Exercise description:
Would you transcribe the listing that follows, character for character, and omit its images?

Data block:
──────────────────────────────

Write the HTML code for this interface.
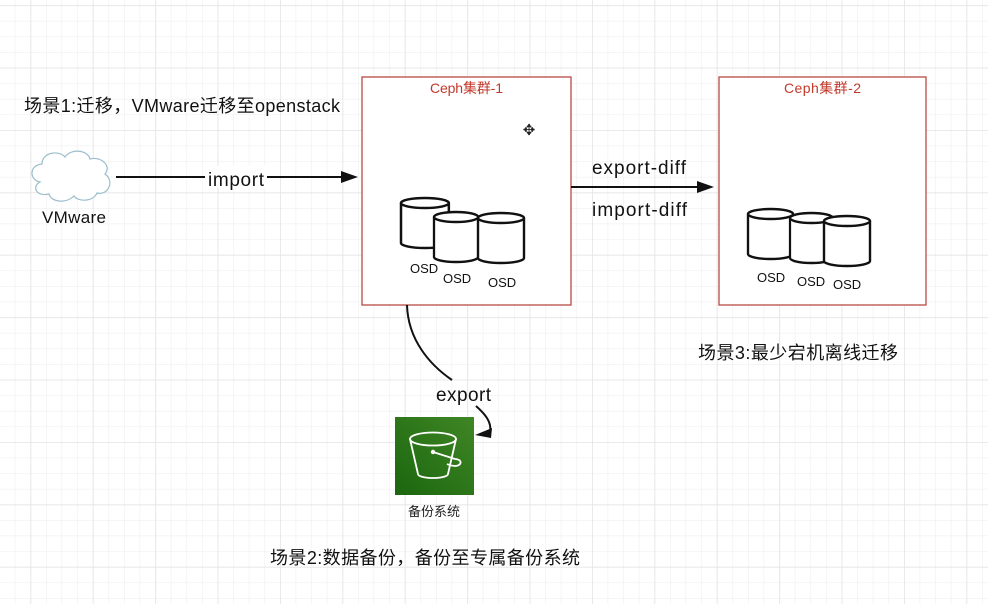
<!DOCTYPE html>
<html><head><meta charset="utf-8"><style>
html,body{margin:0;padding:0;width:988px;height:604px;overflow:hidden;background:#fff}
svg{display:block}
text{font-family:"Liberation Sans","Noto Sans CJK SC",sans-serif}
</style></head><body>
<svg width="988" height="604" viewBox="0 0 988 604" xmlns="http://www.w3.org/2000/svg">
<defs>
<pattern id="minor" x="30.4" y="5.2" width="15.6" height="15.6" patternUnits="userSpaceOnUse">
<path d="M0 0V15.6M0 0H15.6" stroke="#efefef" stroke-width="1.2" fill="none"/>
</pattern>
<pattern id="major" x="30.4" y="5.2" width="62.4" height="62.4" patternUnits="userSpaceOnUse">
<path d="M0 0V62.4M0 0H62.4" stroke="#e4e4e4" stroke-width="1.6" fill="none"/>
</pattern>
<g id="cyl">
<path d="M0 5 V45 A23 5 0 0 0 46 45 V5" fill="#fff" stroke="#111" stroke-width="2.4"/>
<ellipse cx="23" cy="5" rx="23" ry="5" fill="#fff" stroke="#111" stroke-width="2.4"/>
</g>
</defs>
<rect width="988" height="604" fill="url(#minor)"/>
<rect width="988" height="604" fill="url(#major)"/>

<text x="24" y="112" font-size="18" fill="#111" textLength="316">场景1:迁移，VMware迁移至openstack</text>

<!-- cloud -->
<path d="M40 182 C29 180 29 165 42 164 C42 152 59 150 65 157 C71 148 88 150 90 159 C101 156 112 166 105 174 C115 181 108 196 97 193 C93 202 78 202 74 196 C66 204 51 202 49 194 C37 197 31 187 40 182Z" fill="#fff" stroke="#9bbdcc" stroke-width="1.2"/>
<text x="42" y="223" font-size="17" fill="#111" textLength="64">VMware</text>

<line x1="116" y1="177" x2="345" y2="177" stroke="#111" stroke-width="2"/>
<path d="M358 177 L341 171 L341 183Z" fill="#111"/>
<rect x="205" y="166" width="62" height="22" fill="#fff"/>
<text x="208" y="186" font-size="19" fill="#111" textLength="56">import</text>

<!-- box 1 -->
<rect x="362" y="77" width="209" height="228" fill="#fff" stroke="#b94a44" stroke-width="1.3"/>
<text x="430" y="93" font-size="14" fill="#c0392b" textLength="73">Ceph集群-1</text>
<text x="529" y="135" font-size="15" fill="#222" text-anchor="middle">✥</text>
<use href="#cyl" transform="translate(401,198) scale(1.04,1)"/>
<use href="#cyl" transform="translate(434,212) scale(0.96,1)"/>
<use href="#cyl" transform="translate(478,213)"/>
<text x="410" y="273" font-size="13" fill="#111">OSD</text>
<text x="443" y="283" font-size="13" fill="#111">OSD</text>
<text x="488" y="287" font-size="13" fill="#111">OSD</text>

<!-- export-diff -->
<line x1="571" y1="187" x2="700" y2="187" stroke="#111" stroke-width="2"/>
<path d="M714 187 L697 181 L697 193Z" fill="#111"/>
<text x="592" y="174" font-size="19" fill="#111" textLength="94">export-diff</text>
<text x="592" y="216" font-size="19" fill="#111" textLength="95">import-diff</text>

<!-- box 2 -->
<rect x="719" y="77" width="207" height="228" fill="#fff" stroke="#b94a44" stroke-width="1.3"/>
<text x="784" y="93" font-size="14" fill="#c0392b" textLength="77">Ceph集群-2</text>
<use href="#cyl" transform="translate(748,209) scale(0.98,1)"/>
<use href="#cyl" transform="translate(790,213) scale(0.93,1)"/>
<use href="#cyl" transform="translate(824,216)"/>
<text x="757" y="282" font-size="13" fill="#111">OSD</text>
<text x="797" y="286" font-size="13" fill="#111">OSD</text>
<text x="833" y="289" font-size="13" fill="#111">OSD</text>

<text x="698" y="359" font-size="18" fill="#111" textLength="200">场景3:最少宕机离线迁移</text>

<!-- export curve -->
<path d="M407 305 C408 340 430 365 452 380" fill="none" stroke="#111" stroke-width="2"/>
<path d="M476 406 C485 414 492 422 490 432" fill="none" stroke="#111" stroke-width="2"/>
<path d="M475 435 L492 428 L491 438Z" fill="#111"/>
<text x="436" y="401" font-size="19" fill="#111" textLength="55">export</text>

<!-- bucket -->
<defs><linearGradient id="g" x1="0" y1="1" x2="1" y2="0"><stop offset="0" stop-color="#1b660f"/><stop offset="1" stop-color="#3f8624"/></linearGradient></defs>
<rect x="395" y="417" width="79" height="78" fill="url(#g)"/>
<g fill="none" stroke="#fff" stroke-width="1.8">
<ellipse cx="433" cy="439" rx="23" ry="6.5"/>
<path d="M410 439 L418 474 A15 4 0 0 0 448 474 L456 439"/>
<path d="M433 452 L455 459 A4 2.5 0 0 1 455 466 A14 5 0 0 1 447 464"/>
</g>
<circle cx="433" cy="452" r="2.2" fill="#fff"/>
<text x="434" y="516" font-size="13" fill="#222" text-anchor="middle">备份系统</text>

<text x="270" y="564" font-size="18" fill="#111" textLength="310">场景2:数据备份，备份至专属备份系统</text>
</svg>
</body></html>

──────────────────────────────

Correct response:
Write the HTML code for this interface.
<!DOCTYPE html>
<html><head><meta charset="utf-8"><style>
html,body{margin:0;padding:0;width:988px;height:604px;overflow:hidden;background:#fff}
svg{display:block}
text{font-family:"Liberation Sans","Noto Sans CJK SC",sans-serif}
</style></head><body>
<svg width="988" height="604" viewBox="0 0 988 604" xmlns="http://www.w3.org/2000/svg">
<defs>
<pattern id="minor" x="30.4" y="5.2" width="15.6" height="15.6" patternUnits="userSpaceOnUse">
<path d="M0 0V15.6M0 0H15.6" stroke="#efefef" stroke-width="1.2" fill="none"/>
</pattern>
<pattern id="major" x="30.4" y="5.2" width="62.4" height="62.4" patternUnits="userSpaceOnUse">
<path d="M0 0V62.4M0 0H62.4" stroke="#e4e4e4" stroke-width="1.6" fill="none"/>
</pattern>
<g id="cyl">
<path d="M0 5 V45 A23 5 0 0 0 46 45 V5" fill="#fff" stroke="#111" stroke-width="2.4"/>
<ellipse cx="23" cy="5" rx="23" ry="5" fill="#fff" stroke="#111" stroke-width="2.4"/>
</g>
</defs>
<rect width="988" height="604" fill="url(#minor)"/>
<rect width="988" height="604" fill="url(#major)"/>

<text x="24" y="112" font-size="18" fill="#111" textLength="316">场景1:迁移，VMware迁移至openstack</text>

<!-- cloud -->
<path d="M40 182 C29 180 29 165 42 164 C42 152 59 150 65 157 C71 148 88 150 90 159 C101 156 112 166 105 174 C115 181 108 196 97 193 C93 202 78 202 74 196 C66 204 51 202 49 194 C37 197 31 187 40 182Z" fill="#fff" stroke="#9bbdcc" stroke-width="1.2"/>
<text x="42" y="223" font-size="17" fill="#111" textLength="64">VMware</text>

<line x1="116" y1="177" x2="345" y2="177" stroke="#111" stroke-width="2"/>
<path d="M358 177 L341 171 L341 183Z" fill="#111"/>
<rect x="205" y="166" width="62" height="22" fill="#fff"/>
<text x="208" y="186" font-size="19" fill="#111" textLength="56">import</text>

<!-- box 1 -->
<rect x="362" y="77" width="209" height="228" fill="#fff" stroke="#b94a44" stroke-width="1.3"/>
<text x="430" y="93" font-size="14" fill="#c0392b" textLength="73">Ceph集群-1</text>
<text x="529" y="135" font-size="15" fill="#222" text-anchor="middle">✥</text>
<use href="#cyl" transform="translate(401,198) scale(1.04,1)"/>
<use href="#cyl" transform="translate(434,212) scale(0.96,1)"/>
<use href="#cyl" transform="translate(478,213)"/>
<text x="410" y="273" font-size="13" fill="#111">OSD</text>
<text x="443" y="283" font-size="13" fill="#111">OSD</text>
<text x="488" y="287" font-size="13" fill="#111">OSD</text>

<!-- export-diff -->
<line x1="571" y1="187" x2="700" y2="187" stroke="#111" stroke-width="2"/>
<path d="M714 187 L697 181 L697 193Z" fill="#111"/>
<text x="592" y="174" font-size="19" fill="#111" textLength="94">export-diff</text>
<text x="592" y="216" font-size="19" fill="#111" textLength="95">import-diff</text>

<!-- box 2 -->
<rect x="719" y="77" width="207" height="228" fill="#fff" stroke="#b94a44" stroke-width="1.3"/>
<text x="784" y="93" font-size="14" fill="#c0392b" textLength="77">Ceph集群-2</text>
<use href="#cyl" transform="translate(748,209) scale(0.98,1)"/>
<use href="#cyl" transform="translate(790,213) scale(0.93,1)"/>
<use href="#cyl" transform="translate(824,216)"/>
<text x="757" y="282" font-size="13" fill="#111">OSD</text>
<text x="797" y="286" font-size="13" fill="#111">OSD</text>
<text x="833" y="289" font-size="13" fill="#111">OSD</text>

<text x="698" y="359" font-size="18" fill="#111" textLength="200">场景3:最少宕机离线迁移</text>

<!-- export curve -->
<path d="M407 305 C408 340 430 365 452 380" fill="none" stroke="#111" stroke-width="2"/>
<path d="M476 406 C485 414 492 422 490 432" fill="none" stroke="#111" stroke-width="2"/>
<path d="M475 435 L492 428 L491 438Z" fill="#111"/>
<text x="436" y="401" font-size="19" fill="#111" textLength="55">export</text>

<!-- bucket -->
<defs><linearGradient id="g" x1="0" y1="1" x2="1" y2="0"><stop offset="0" stop-color="#1b660f"/><stop offset="1" stop-color="#3f8624"/></linearGradient></defs>
<rect x="395" y="417" width="79" height="78" fill="url(#g)"/>
<g fill="none" stroke="#fff" stroke-width="1.8">
<ellipse cx="433" cy="439" rx="23" ry="6.5"/>
<path d="M410 439 L418 474 A15 4 0 0 0 448 474 L456 439"/>
<path d="M433 452 L455 459 A4 2.5 0 0 1 455 466 A14 5 0 0 1 447 464"/>
</g>
<circle cx="433" cy="452" r="2.2" fill="#fff"/>
<text x="434" y="516" font-size="13" fill="#222" text-anchor="middle">备份系统</text>

<text x="270" y="564" font-size="18" fill="#111" textLength="310">场景2:数据备份，备份至专属备份系统</text>
</svg>
</body></html>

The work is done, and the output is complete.